WHAT IS REQUIRED >> Among the lines below, list those containing the string "page".

SOURCE DATA >>
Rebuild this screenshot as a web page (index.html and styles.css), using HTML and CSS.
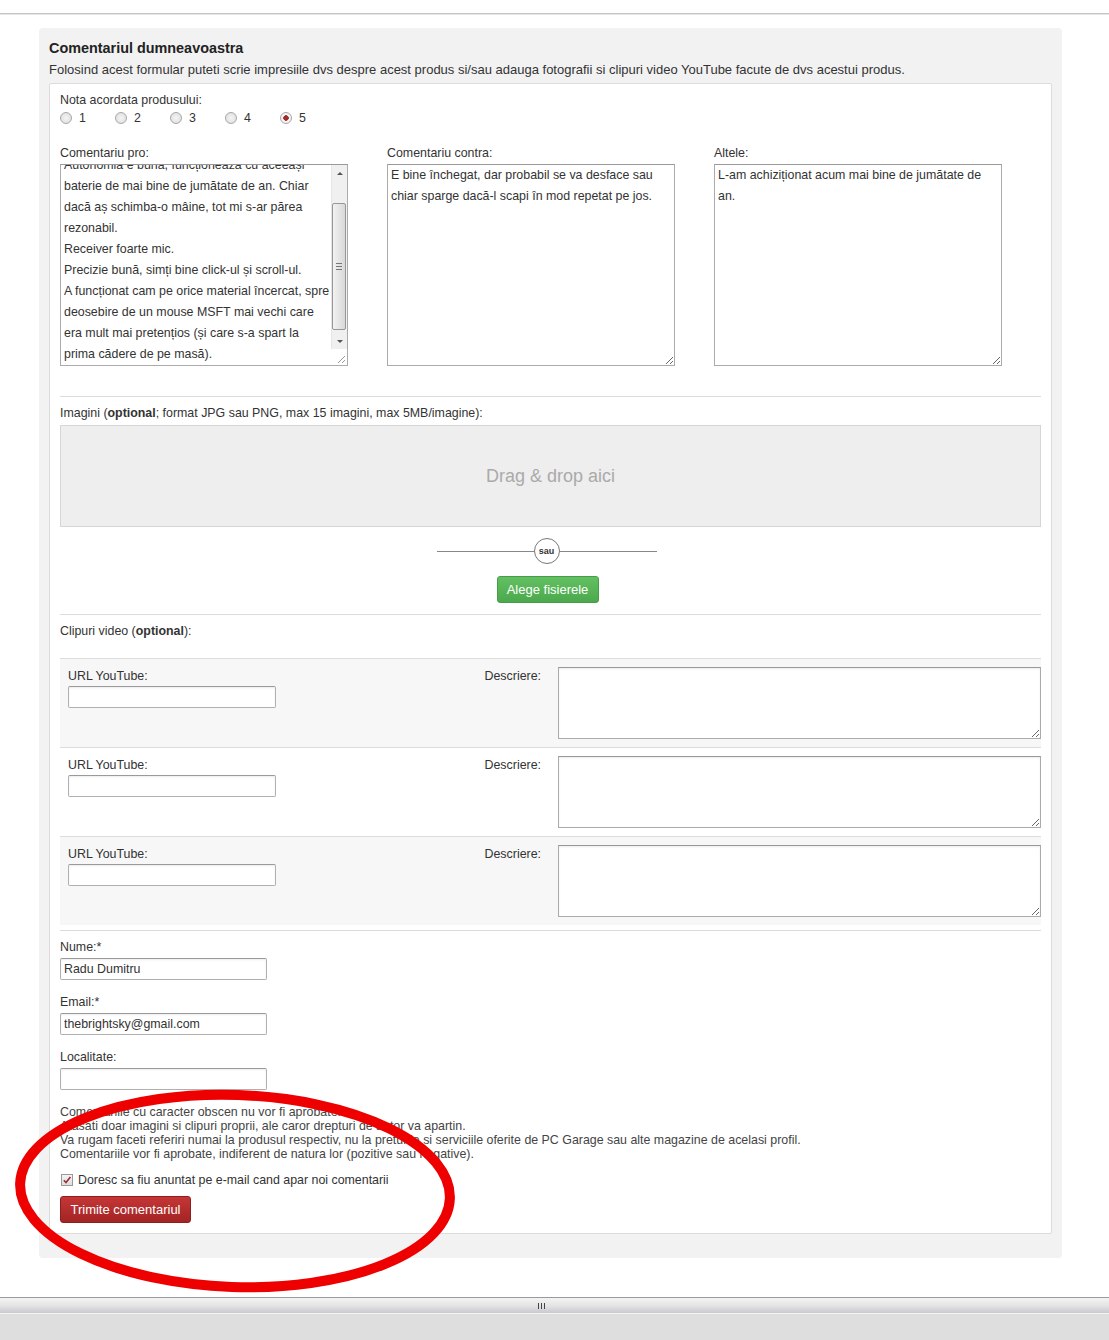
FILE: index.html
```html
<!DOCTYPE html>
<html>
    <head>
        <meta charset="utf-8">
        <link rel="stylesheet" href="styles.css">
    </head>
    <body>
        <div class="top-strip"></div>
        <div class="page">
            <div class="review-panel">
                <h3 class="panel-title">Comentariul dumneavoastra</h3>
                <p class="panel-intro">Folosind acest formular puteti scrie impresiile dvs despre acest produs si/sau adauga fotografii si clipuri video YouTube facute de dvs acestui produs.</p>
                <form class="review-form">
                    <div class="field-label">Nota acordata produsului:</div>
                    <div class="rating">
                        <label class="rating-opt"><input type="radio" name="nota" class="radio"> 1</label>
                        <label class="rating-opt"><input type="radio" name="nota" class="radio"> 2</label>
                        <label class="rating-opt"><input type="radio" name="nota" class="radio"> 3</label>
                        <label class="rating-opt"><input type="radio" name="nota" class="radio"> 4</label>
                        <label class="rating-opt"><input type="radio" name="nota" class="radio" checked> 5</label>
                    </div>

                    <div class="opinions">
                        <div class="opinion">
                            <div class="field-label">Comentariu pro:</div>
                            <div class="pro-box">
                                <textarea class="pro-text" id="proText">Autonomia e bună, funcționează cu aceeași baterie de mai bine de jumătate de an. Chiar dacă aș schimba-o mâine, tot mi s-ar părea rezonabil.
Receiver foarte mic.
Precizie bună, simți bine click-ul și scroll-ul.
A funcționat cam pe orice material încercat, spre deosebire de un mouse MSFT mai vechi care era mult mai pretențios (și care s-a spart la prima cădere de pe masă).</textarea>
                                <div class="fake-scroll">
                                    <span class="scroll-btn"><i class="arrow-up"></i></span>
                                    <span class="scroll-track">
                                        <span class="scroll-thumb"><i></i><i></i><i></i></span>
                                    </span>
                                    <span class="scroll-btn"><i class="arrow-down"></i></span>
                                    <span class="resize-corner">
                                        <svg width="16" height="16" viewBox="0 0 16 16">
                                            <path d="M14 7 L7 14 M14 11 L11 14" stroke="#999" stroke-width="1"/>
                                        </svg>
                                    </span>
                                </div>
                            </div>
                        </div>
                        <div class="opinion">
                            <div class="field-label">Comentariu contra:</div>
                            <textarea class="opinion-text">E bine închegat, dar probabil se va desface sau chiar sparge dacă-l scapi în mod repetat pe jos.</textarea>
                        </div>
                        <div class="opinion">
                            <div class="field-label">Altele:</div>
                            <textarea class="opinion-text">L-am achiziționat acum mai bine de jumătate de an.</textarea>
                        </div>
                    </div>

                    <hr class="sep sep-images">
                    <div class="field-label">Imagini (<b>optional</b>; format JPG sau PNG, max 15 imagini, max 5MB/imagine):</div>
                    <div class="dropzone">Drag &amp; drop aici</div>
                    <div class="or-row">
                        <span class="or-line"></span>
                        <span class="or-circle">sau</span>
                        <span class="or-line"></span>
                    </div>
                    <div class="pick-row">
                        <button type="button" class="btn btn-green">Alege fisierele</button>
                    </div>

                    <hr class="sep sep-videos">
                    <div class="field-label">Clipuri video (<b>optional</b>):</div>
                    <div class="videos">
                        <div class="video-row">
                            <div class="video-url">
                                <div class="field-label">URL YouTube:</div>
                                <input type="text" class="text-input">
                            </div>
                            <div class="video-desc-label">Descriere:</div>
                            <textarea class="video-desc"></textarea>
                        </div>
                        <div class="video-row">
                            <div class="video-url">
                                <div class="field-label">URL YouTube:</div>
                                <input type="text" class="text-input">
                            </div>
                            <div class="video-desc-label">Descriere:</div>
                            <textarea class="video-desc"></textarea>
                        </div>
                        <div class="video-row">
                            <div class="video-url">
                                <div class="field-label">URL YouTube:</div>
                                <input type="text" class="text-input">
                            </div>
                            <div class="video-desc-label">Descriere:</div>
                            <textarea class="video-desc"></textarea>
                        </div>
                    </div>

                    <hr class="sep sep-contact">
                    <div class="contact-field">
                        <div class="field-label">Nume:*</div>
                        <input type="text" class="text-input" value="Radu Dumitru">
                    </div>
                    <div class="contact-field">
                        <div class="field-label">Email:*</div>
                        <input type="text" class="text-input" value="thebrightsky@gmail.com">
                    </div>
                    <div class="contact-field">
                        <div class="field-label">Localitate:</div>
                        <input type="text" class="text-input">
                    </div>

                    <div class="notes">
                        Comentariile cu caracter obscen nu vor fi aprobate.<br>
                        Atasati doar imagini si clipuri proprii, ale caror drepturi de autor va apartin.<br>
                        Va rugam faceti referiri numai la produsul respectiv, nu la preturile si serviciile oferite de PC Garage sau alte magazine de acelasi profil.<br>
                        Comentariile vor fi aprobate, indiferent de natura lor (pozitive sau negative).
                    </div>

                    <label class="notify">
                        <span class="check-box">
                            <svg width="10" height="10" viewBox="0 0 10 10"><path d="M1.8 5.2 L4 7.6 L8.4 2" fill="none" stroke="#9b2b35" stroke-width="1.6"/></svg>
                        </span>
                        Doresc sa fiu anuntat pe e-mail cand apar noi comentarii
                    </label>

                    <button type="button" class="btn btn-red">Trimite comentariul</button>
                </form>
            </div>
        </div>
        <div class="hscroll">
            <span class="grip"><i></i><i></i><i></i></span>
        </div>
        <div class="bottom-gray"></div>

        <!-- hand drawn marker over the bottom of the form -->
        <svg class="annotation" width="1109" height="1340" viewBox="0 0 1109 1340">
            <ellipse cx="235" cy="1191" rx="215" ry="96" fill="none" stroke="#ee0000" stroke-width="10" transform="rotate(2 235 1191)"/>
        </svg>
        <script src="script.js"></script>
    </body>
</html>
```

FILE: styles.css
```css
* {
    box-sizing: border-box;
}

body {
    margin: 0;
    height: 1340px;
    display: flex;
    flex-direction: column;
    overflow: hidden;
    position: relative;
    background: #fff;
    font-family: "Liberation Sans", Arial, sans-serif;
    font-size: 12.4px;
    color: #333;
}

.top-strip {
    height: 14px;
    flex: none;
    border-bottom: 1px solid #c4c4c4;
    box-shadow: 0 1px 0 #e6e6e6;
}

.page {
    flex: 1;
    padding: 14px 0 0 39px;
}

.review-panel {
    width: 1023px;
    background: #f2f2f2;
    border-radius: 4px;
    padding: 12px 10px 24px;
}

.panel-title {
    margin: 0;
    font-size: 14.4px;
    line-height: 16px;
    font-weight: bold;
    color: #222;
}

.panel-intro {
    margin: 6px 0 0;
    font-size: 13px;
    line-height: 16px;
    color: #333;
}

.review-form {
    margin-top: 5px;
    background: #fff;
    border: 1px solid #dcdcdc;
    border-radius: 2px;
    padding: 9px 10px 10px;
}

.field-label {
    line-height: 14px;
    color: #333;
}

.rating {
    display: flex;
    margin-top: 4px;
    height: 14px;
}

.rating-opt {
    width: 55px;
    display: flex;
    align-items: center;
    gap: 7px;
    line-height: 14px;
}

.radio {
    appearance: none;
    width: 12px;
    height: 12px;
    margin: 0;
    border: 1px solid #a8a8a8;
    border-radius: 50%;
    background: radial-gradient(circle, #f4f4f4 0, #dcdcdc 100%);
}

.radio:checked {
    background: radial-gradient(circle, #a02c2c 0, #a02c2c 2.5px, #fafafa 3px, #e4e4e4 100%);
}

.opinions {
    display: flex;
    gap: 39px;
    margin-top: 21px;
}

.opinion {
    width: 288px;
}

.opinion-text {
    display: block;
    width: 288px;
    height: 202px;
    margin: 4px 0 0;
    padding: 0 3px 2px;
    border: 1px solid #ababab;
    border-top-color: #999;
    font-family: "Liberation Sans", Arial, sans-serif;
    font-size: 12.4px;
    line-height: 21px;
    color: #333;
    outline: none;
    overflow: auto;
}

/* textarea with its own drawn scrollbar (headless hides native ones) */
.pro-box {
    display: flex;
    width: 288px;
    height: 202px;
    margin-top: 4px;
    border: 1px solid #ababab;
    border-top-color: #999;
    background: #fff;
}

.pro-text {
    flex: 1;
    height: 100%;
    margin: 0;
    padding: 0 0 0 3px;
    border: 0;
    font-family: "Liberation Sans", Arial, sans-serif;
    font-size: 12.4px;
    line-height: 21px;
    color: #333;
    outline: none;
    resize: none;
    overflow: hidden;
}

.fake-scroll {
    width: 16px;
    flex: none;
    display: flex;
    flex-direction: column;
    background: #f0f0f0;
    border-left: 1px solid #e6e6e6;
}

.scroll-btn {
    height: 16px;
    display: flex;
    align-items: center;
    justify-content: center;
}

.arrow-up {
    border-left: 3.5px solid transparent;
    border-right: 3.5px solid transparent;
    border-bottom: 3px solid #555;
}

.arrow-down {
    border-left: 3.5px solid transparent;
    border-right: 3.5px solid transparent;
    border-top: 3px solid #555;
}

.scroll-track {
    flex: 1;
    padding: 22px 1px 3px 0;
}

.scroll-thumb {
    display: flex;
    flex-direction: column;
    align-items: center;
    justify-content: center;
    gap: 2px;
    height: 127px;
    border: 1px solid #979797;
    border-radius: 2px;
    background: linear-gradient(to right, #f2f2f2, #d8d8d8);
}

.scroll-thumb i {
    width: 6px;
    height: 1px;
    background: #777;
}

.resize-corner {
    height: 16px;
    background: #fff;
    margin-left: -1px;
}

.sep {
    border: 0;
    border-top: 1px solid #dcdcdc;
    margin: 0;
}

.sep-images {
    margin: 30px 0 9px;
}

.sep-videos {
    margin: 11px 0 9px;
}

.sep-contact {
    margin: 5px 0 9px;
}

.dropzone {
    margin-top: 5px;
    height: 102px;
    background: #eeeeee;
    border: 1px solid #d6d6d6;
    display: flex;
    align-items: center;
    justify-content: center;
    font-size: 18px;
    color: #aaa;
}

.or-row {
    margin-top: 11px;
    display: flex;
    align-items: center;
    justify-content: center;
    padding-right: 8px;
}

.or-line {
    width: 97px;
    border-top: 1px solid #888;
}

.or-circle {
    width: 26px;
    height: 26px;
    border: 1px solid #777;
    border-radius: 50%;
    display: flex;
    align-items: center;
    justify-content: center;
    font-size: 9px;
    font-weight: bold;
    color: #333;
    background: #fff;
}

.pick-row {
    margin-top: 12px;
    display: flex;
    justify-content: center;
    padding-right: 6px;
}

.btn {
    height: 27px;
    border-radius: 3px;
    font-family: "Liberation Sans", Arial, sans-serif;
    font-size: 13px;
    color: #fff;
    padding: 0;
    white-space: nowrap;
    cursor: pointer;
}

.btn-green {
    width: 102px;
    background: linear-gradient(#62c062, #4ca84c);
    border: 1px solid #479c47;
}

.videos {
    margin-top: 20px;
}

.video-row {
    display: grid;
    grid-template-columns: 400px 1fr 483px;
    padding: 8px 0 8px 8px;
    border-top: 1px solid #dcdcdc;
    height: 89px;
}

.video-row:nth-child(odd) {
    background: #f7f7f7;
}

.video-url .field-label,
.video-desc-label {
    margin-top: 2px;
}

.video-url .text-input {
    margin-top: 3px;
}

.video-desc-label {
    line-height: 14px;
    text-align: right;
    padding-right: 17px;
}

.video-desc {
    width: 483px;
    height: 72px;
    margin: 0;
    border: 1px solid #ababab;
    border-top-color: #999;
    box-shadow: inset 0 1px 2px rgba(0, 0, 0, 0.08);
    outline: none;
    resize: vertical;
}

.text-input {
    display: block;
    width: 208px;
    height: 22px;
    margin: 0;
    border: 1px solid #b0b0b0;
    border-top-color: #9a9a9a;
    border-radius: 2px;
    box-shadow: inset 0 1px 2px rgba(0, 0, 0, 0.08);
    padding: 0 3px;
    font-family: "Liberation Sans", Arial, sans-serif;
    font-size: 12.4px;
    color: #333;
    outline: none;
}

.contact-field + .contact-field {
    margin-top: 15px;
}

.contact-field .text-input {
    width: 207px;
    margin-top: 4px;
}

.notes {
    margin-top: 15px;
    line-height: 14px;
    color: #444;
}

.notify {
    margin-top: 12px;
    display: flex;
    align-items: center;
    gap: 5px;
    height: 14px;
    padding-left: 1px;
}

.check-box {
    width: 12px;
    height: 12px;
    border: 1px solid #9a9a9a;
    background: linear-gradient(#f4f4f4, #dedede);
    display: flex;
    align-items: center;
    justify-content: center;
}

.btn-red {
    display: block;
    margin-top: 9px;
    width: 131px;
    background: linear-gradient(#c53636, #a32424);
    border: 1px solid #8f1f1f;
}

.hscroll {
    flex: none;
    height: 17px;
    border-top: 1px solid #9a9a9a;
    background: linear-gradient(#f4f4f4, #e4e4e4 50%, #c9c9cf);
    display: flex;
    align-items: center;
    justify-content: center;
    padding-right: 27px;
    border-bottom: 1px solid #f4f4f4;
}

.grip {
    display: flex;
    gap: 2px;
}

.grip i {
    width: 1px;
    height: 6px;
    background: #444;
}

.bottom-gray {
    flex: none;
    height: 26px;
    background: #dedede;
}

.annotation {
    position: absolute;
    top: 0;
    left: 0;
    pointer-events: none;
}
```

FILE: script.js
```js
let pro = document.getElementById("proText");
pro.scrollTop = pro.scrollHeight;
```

SOLUTION TO THE EXERCISE >>
Rebuild this screenshot as a web page (index.html and styles.css), using HTML and CSS.
        <div class="page">
.page {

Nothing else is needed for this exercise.